Jimmy Smith didn't just make ads for Black audiences or urban markets — he made ads that were true. True to the culture, true to the people, true to the moment. In this lesson, Jimmy breaks down how cultural intelligence — not demographic data, not focus groups, not diversity mandates — is what separates advertising that moves people from advertising that merely reaches them.
From the anti-smoking campaign that stopped Black communities in their tracks, to putting the "G" on Gatorade, to building Nike's street credibility from the inside out, Jimmy's most powerful work came from one source: knowing the culture because he lived it.
There's a version of "multicultural advertising" that's really just demographic targeting with a different color palette. Jimmy's work has never been that.

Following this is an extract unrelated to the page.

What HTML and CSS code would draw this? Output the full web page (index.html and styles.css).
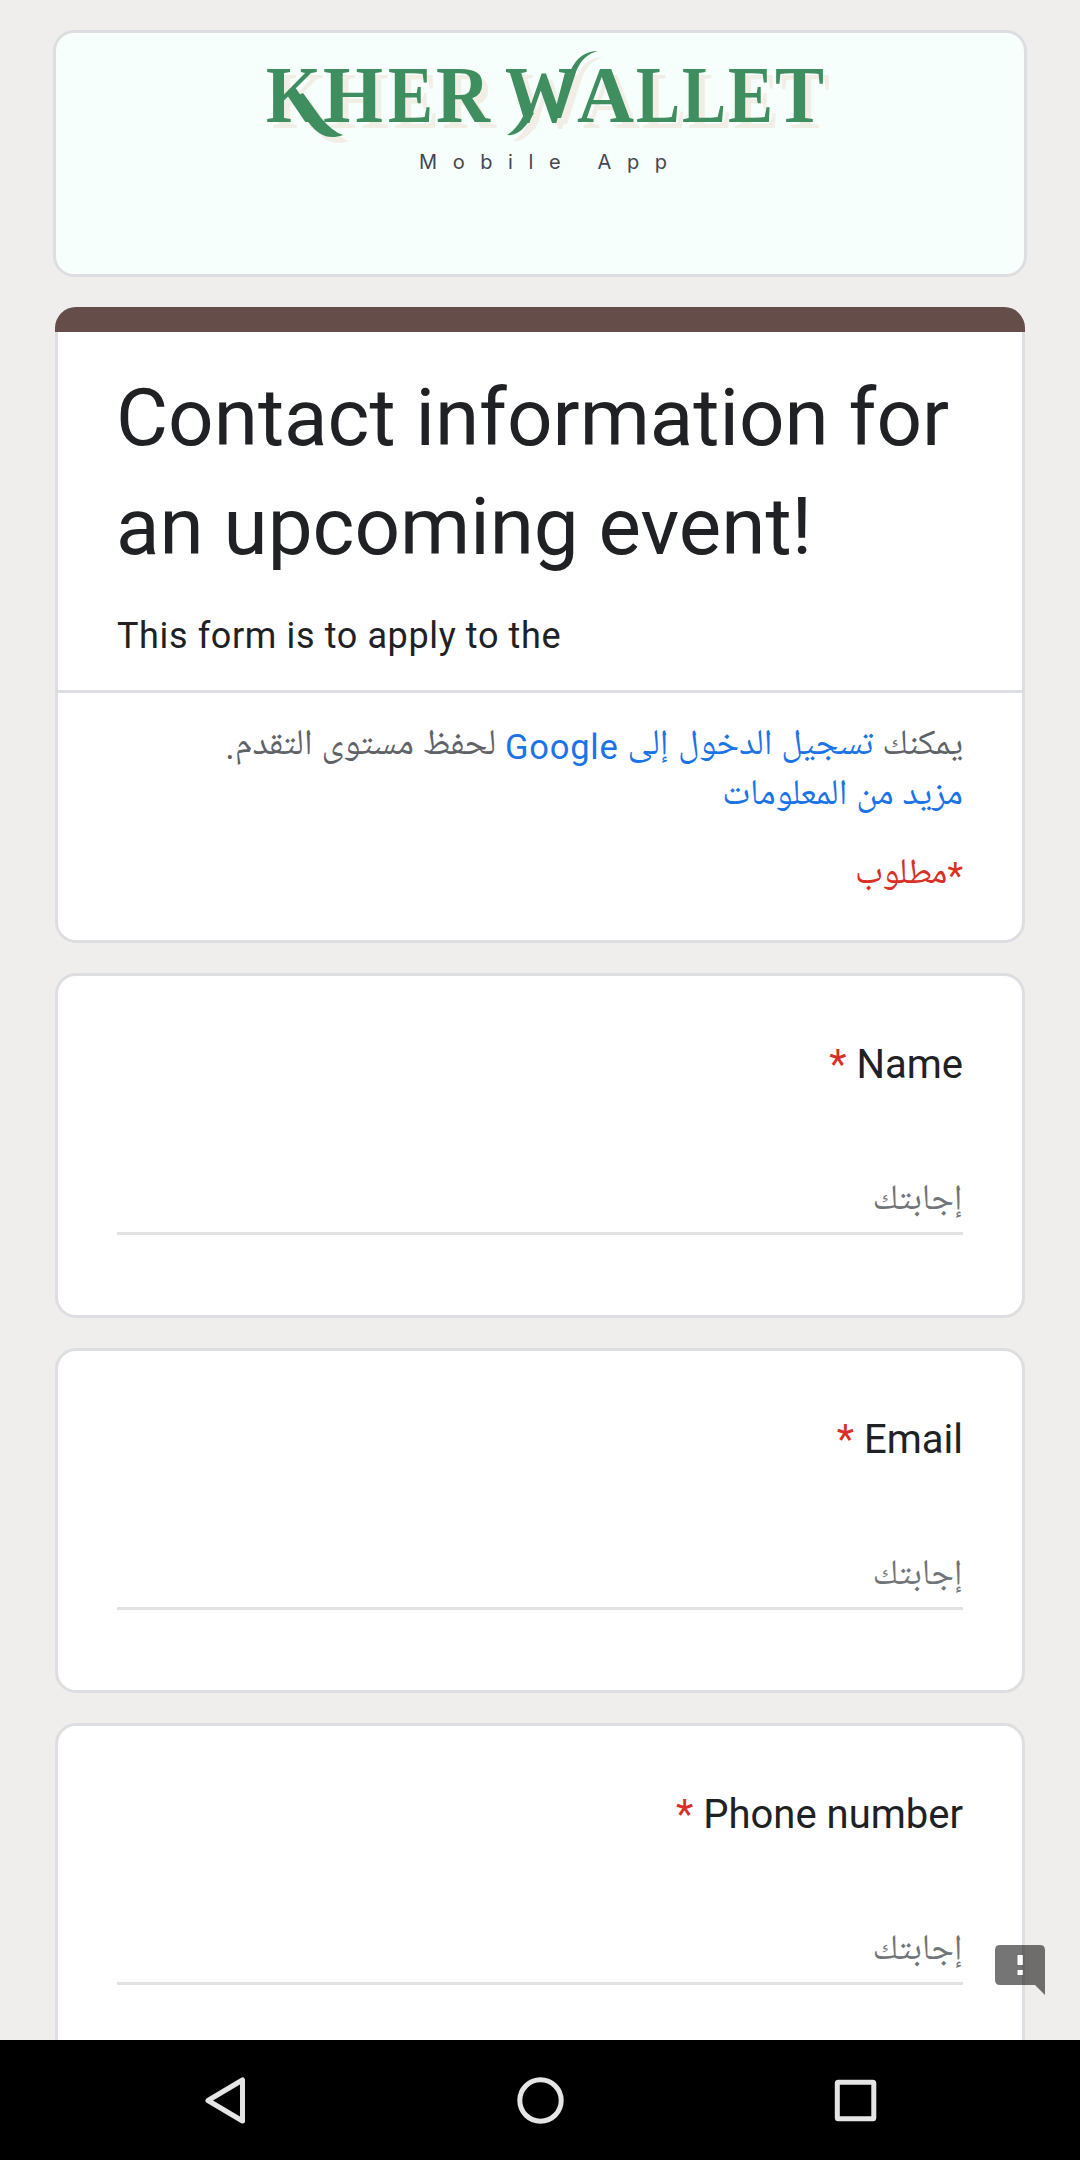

Cultural intelligence means understanding how a community thinks, what it values, what makes it laugh, what makes it angry, and — critically — what it finds authentic versus what it immediately clocks as outsider imitation. You can't learn that from a research deck. You earn it by being part of the culture, or by having the humility to bring someone in who is.
Scott Bedberry understood this when he was at Nike. He didn't just want someone who could reach Black consumers — he wanted someone who could speak from the culture, not at it. That decision to bring Jimmy and the Muse Cordero Chen team into the Nike ecosystem wasn't a diversity initiative. It was a creative strategy. And it worked.
Generic public health messaging tells people smoking is bad. It shows lungs. It cites statistics. It works about as well as you'd expect.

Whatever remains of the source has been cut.